I want Borg implants, so I can hook up directly to the internet, hack Corporate and government databases, and fight agents in the matrix. I want medical regenerators, so any cut and broken bone will instantly heal. I want a replicator, to make anything I want. (Lets see…I’ll have a prime rib, lobster, key-lime pie, Jack Daniels, etc.)

I WANT IT ALL…NOW.

hahaHAHAHAHAHAHAHA!!!

Thanks for the laugh!

Well, I’d invite you over to my house, but my replicator is off-line. I order…“Erroll Grey Tea, Hot” and all I get is a cup full of Arkellian sausage.
Stupid thing.

You forgot: “SCI FI Me.”

Or, “I am Sci Fi.”

Dammit, I want my own Crow T. Robot!
And a personal Mike Nelson.

**

While we don’t have these things in the way they are pictured in speculative fiction ala 1984, we do seem to be headed for a one-world type culture. Geo-political borders don’t seem to have the same weight they once had, though they are by no means gone. The division nowadays seems to be more along the lines of sucessfully capitalistic culture, with the less financially successful cultures working hard to adapt and catch up. Not totalitarian, but still less dependent on geographical location or guiding political philosophy.

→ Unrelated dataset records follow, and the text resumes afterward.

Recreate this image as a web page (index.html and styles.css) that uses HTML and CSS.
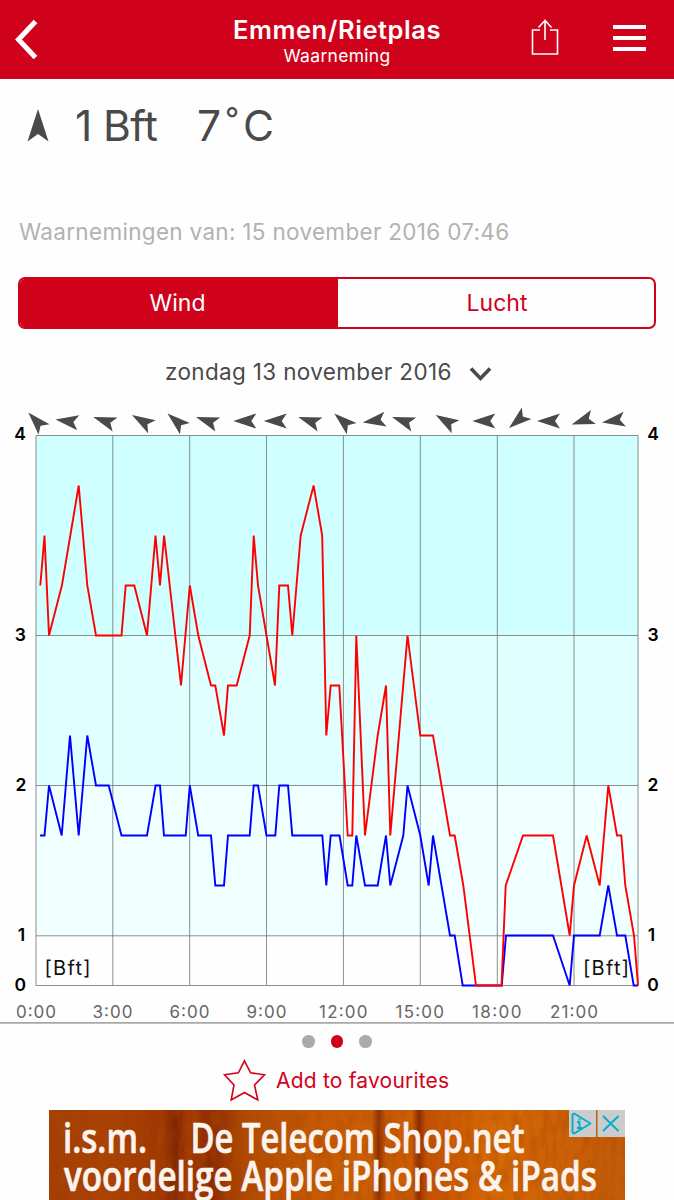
FILE: index.html
```html
<!DOCTYPE html>
<html lang="nl">
<head>
<meta charset="utf-8">
<title>Emmen/Rietplas</title>
<link rel="stylesheet" href="styles.css">
</head>
<body>
<header class="topbar">
  <svg class="icon-back" width="26" height="42" viewBox="0 0 26 42"><path d="M23.500 2.500 6.500 20.500 23.500 38.500" fill="none" stroke="#fff" stroke-width="5"/></svg>
  <div class="heading">
    <h1 class="title">Emmen/Rietplas</h1>
    <div class="subtitle">Waarneming</div>
  </div>
  <svg class="icon-share" width="30" height="38" viewBox="0 0 30 38"><path d="M10 12H2.500V36H27.500V12H20M15 3V22M8.500 9.500 15 2.500 21.500 9.500" fill="none" stroke="#fff" stroke-width="1.600"/></svg>
  <div class="icon-menu"><i></i><i></i><i></i></div>
</header>
<main>
  <section class="current">
    <svg class="north" width="22" height="33" viewBox="0 0 22 33"><path d="M11 0 21.500 32.500 11 25 .5 32.500Z" fill="#4a4a4a"/></svg>
    <span class="wind-now">1 Bft</span>
    <span class="temp-now">7<span class="degree">°</span>C</span>
  </section>
  <p class="observed">Waarnemingen van: 15 november 2016 07:46</p>
  <nav class="tabs">
    <span class="tab active">Wind</span>
    <span class="tab">Lucht</span>
  </nav>
  <div class="date"><span>zondag 13 november 2016</span>
    <svg width="24" height="18" viewBox="0 0 24 18"><path d="M3 3.500 12.500 13.500 22 3.500" fill="none" stroke="#4a4a4a" stroke-width="3.600"/></svg>
  </div>
  <svg class="chart" width="674" height="622" viewBox="0 402 674 622">
    <defs><path id="a" d="M0 0 23-7.500 18 0 23 7.500Z"/></defs>
    <g fill="#4a4a4a">
      <use href="#a" transform="translate(28.300 412.500) rotate(47)"/>
      <use href="#a" transform="translate(55.500 419.500) rotate(8)"/>
      <use href="#a" transform="translate(93.300 417) rotate(19)"/>
      <use href="#a" transform="translate(132 415) rotate(30.500)"/>
      <use href="#a" transform="translate(167.500 413.500) rotate(41)"/>
      <use href="#a" transform="translate(196 417) rotate(19)"/>
      <use href="#a" transform="translate(233.300 421)"/>
      <use href="#a" transform="translate(263.700 421)"/>
      <use href="#a" transform="translate(298.300 417) rotate(19)"/>
      <use href="#a" transform="translate(334.300 413.500) rotate(41)"/>
      <use href="#a" transform="translate(362.700 422.500) rotate(-8.500)"/>
      <use href="#a" transform="translate(392 417) rotate(19)"/>
      <use href="#a" transform="translate(435.700 415) rotate(30.500)"/>
      <use href="#a" transform="translate(472.300 421)"/>
      <use href="#a" transform="translate(509 428) rotate(-40)"/>
      <use href="#a" transform="translate(537 421)"/>
      <use href="#a" transform="translate(571.700 424.500) rotate(-19)"/>
      <use href="#a" transform="translate(602 422.500) rotate(-8.500)"/>
    </g>
    <path fill="#d0ffff" d="M36 435.500h602v200H36z"/>
    <path fill="#e0ffff" d="M36 635.500h602v150H36z"/>
    <path fill="#f0ffff" d="M36 785.500h602v150H36z"/>
    <path class="grid" d="M36 435.500H638V985.500H36ZM36 635.500H638M36 785.500H638M36 935.800H638M112.800 435V985M189.700 435V985M266.500 435V985M343.400 435V985M420.300 435V985M497.300 435V985M574 435V985"/>
    <polyline class="line mean" points="40,835.5 44.5,835.5 49,785.5 61.7,835.5 70,735.5 78.7,835.5 87.3,735.5 96,785.5 108.7,785.5 121.5,835.5 147,835.5 155.6,785.5 160,785.5 164,835.5 185.7,835.5 189.8,785.5 198.2,835.5 211,835.5 215.3,885.5 224,885.5 228,835.5 249.7,835.5 253.7,785.5 258,785.5 266.5,835.5 275.3,835.5 279.3,785.5 288,785.5 292.3,835.5 322.3,835.5 326.3,885.5 330.7,835.5 339.5,835.5 347.7,885.5 352.3,885.5 356.3,835.5 365,885.5 377.7,885.5 386,835.5 390.3,885.5 403.3,835.5 407.5,785.5 420.3,835.5 428.7,885.5 433,835.5 450,935.5 454.7,935.5 462.7,985.5 501.7,985.5 506,935.5 553,935.5 569.7,985.5 574,935.5 599.7,935.5 608.3,885.5 617,935.5 625.3,935.5 633.7,985.5 638,985.5"/>
    <polyline class="line gust" points="40.3,585.5 44.5,535.5 49,635.5 62,585 78.7,485.5 87.3,585.5 96,635.5 121.5,635.5 125.7,585.5 134.3,585.5 147,635.5 155.5,535.5 160,585.5 164.1,535.5 181,685.5 189.8,585.5 198.3,635.5 211,685.5 215.3,685.5 224,735.5 228,685.5 236.7,685.5 249.7,635.5 253.7,535.5 258,585.5 266.5,635.5 275,685.5 279.3,585.5 288,585.5 292.3,635.5 300.7,535.5 313.6,485.5 322.2,535.5 326.3,735.5 330.7,685.5 339.3,685.5 347.7,835.5 352.3,835.5 356.3,635.5 365,835.5 377.7,735.5 386,685.5 390.3,835.5 407.5,635.5 420.3,735.5 433,735.5 450,835.5 454.7,835.5 463.3,885.5 476,985.5 501.5,985.5 505.7,885.5 523,835.5 553,835.5 569.7,935.5 574,885.5 586.7,835.5 599.7,885.5 608.3,785.5 617,835.5 621.3,835.5 625.3,885.5 634,935.5 638,985.5"/>
    <g class="level">
      <text x="20" y="440">4</text><text x="20.300" y="641">3</text><text x="21" y="791">2</text><text x="21.500" y="941">1</text><text x="20.300" y="990.500">0</text>
      <text x="653" y="440">4</text><text x="653" y="641">3</text><text x="653" y="791">2</text><text x="651.500" y="941">1</text><text x="653" y="990.500">0</text>
    </g>
    <g class="unit"><text x="44.500" y="975" textLength="46">[Bft]</text><text x="583" y="975" textLength="46">[Bft]</text></g>
    <g class="hour">
      <text x="16" y="1018" textLength="40">0:00</text><text x="92.500" y="1018" textLength="40">3:00</text><text x="169.500" y="1018" textLength="40">6:00</text><text x="246.500" y="1018" textLength="40">9:00</text><text x="319" y="1018" textLength="48.500">12:00</text><text x="395.500" y="1018" textLength="48.500">15:00</text><text x="472" y="1018" textLength="49.500">18:00</text><text x="550" y="1018" textLength="48">21:00</text>
    </g>
    <path d="M0 1022.800H674" stroke="#a8a8a8" stroke-width="1.700"/>
  </svg>
  <div class="pager"><i></i><i class="on"></i><i></i></div>
  <div class="favourite">
    <svg width="44" height="44" viewBox="0 0 44 44"><path d="M22.500 2.800 28.600 14.800 42.500 16.800 32.500 27 35.800 42 22.500 34.500 9.200 42 12 27 2.500 16.800 16.400 14.800Z" fill="none" stroke="#d0021b" stroke-width="1.600"/></svg>
    <span>Add to favourites</span>
  </div>
  <svg class="ad" width="576" height="90" viewBox="0 0 576 90">
    <defs>
      <linearGradient id="wood">
        <stop offset="0" stop-color="#a23d04"/><stop offset=".1" stop-color="#aa4103"/><stop offset=".2" stop-color="#9e3603"/><stop offset=".22" stop-color="#7e2602"/><stop offset=".24" stop-color="#a43a02"/><stop offset=".28" stop-color="#8b2a02"/><stop offset=".34" stop-color="#b04902"/><stop offset=".46" stop-color="#c65a04"/><stop offset=".56" stop-color="#cd6005"/><stop offset=".572" stop-color="#8a2d02"/><stop offset=".585" stop-color="#c95a05"/><stop offset=".63" stop-color="#ce5e03"/><stop offset=".642" stop-color="#8a2a01"/><stop offset=".655" stop-color="#c45104"/><stop offset=".77" stop-color="#d66905"/><stop offset="1" stop-color="#c35a0a"/>
      </linearGradient>
      <filter id="grain" x="0" y="0" width="100%" height="100%"><feTurbulence type="fractalNoise" baseFrequency=".12 .04" numOctaves="4" seed="8"/><feColorMatrix values="0 0 0 0 .4  0 0 0 0 .07  0 0 0 0 0  1.100 0 0 0 -.42"/></filter>
    </defs>
    <rect width="576" height="90" fill="url(#wood)"/>
    <rect width="576" height="90" filter="url(#grain)"/>
    <g class="ad-copy">
      <text x="14" y="43" textLength="84" lengthAdjust="spacingAndGlyphs">i.s.m.</text>
      <text x="141.500" y="43" textLength="334" lengthAdjust="spacingAndGlyphs">De Telecom Shop.net</text>
      <text x="15" y="81" textLength="533" lengthAdjust="spacingAndGlyphs">voordelige Apple iPhones &amp; iPads</text>
    </g>
    <path fill="#cbcccc" d="M520 0h27v27h-27zM548.500 0H576v27h-27.500z"/>
    <g fill="none" stroke="#00aecd" stroke-width="1.900" stroke-linejoin="round"><path d="M523.500 5.500Q523.500 3 526 4L541.500 13.500 526 23Q523.500 24 523.500 21.500ZM554 6 569.500 21M569.500 6 554 21"/><path d="M528 12H530.500V18M528 18H533M530.500 8.500V10.500"/></g>
  </svg>
</main>
</body>
</html>
```
FILE: styles.css
```css
* { box-sizing: border-box; }
body { margin: 0; width: 674px; height: 1200px; overflow: hidden; background: #fefefe; color: #4a4a4a; font-family: Inter, "Liberation Sans", sans-serif; }
svg { display: block; flex: none; }
.topbar { height: 79px; background: #d0021b; color: #fff; display: grid; grid-template-columns: 162px 350px 1fr 33px; padding: 0 28px 0 0; }
.topbar .icon-back { margin: 19px 0 0 12px; }
.heading { text-align: center; }
.title { margin: 13px 0 0; font-size: 25.500px; line-height: 33px; font-weight: 600; letter-spacing: .55px; }
.subtitle { font-size: 17.500px; line-height: 20px; letter-spacing: .3px; }
.icon-share { margin: 18px 0 0 17.500px; }
.icon-menu { display: flex; flex-direction: column; gap: 7.300px; padding-top: 25px; }
.icon-menu i { height: 3.800px; background: #fff; }
.current { height: 137px; padding: 23px 0 0 27px; display: flex; align-items: flex-start; font-size: 42.500px; line-height: 47px; font-weight: 400; }
.north { margin-top: 6.500px; }
.wind-now { width: 122px; margin-left: 26px; letter-spacing: -.6px; }
.temp-now { display: flex; letter-spacing: -1px; }
.degree { width: 23px; text-align: center; font-size: 31px; line-height: 34px; }
.observed { margin: 0; height: 61px; padding-left: 19px; font-size: 22.500px; line-height: 32px; color: #b2b2b2; letter-spacing: .31px; }
.tabs { height: 52px; margin: 0 18px; display: grid; grid-template-columns: 318px 1fr; border: 2px solid #d0021b; border-radius: 7px; overflow: hidden; font-size: 23px; line-height: 49px; text-align: center; color: #d0021b; letter-spacing: .05px; }
.tab.active { background: #d0021b; color: #fff; padding-right: 3px; }
.tab:last-child { padding-left: 2px; }
.date { height: 73px; padding: 27px 0 0 165px; display: flex; gap: 16px; font-size: 22.500px; line-height: 32px; letter-spacing: .34px; }
.date svg { margin-top: 9px; }
.grid { fill: none; stroke: #6e7474; stroke-width: 1; stroke-opacity: .8; }
.line { fill: none; stroke-width: 1.900; }
.mean { stroke: #00f; }
.gust { stroke: #f00; }
.level { font-size: 17.500px; font-weight: 600; fill: #000; text-anchor: middle; }
.unit { font-size: 20px; fill: #111; }
.hour { font-size: 17px; fill: #666; }
.pager { height: 34px; display: flex; justify-content: center; gap: 16px; padding-top: 11px; }
.pager i { width: 12.700px; height: 12.700px; border-radius: 50%; background: #aaa; }
.pager .on { background: #d0021b; }
.favourite { height: 52px; padding-left: 222px; display: flex; gap: 10px; color: #d0021b; font-size: 21px; line-height: 46px; letter-spacing: .2px; }
.ad { margin-left: 49px; }
.ad-copy { font: 600 42px "Open Sans", "Noto Sans", sans-serif; fill: #fbf3ee; stroke: #fbf3ee; stroke-width: .7px; }
```
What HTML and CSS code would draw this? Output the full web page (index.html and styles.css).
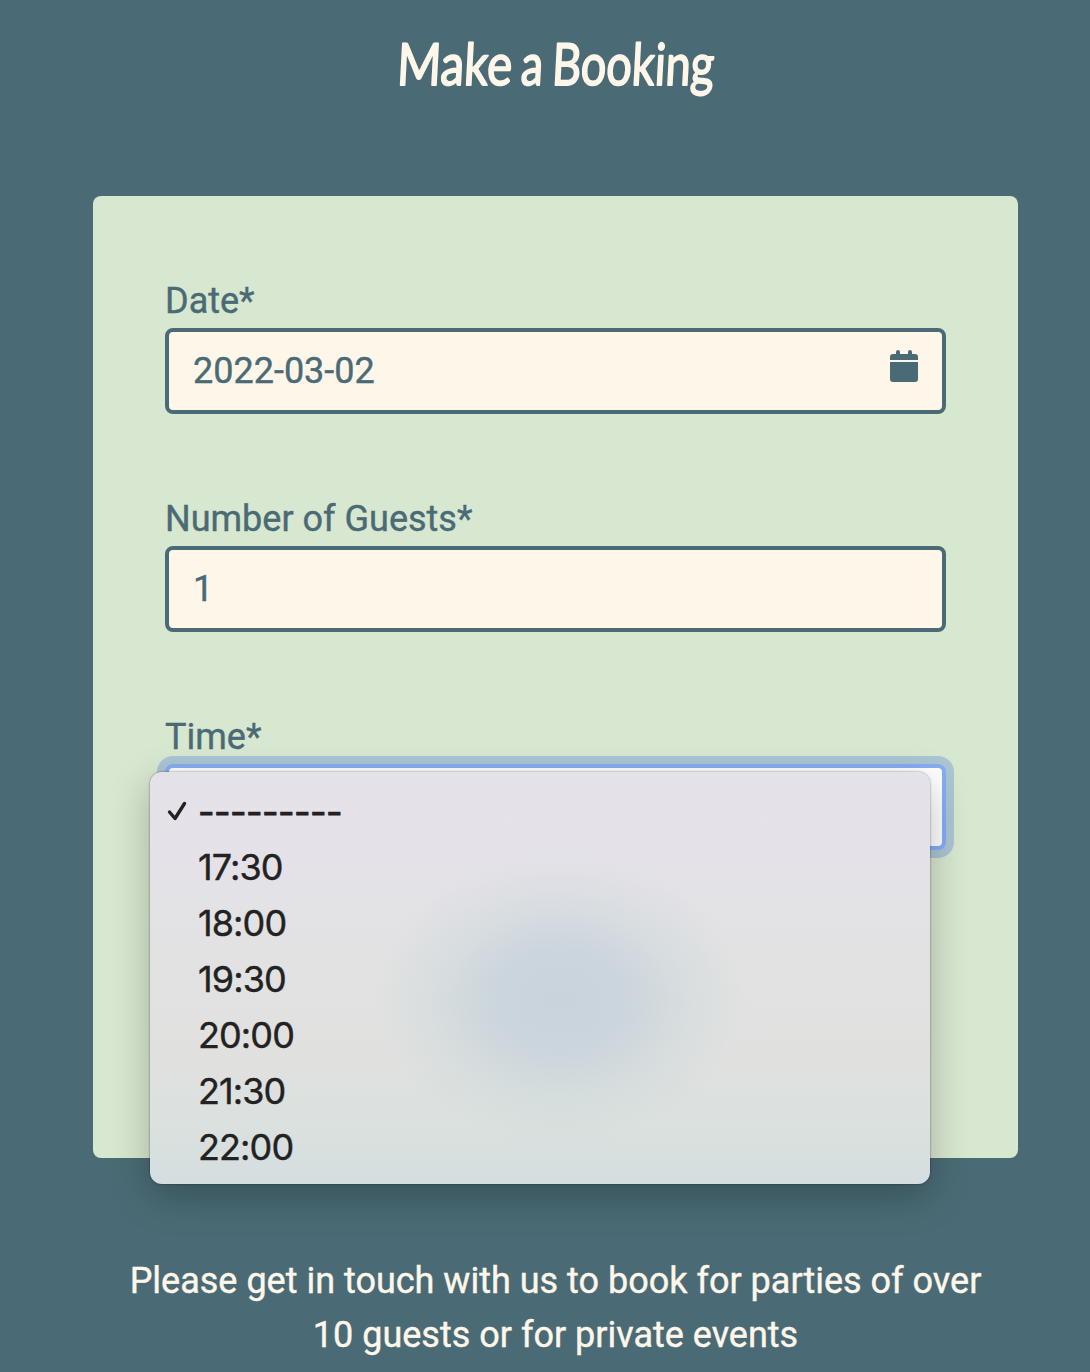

And along the same lines, I think mind-control as a conscious goal does exist in the guise of consumerism. I don’t see this as a conspiracy, but as an often mis-prioritized goal. Nor do I see it as an Us vs.Them sort of thing. It’s something that just about all of us take part in. Convenience is great. Being financially successful is a fine thing, but sometimes it seems like the only thing which matters in popular culture.

When it comes to computers, no, they don’t run the world, but they are increasingly the core upon which the world is run. Looking back at all the fear and preparation that surrounded Y2K, it’s amazing to think just how intertwined they are in the workings of modern society, and amazing at the predictions made for society’s outcome if they were to fail on a large scale.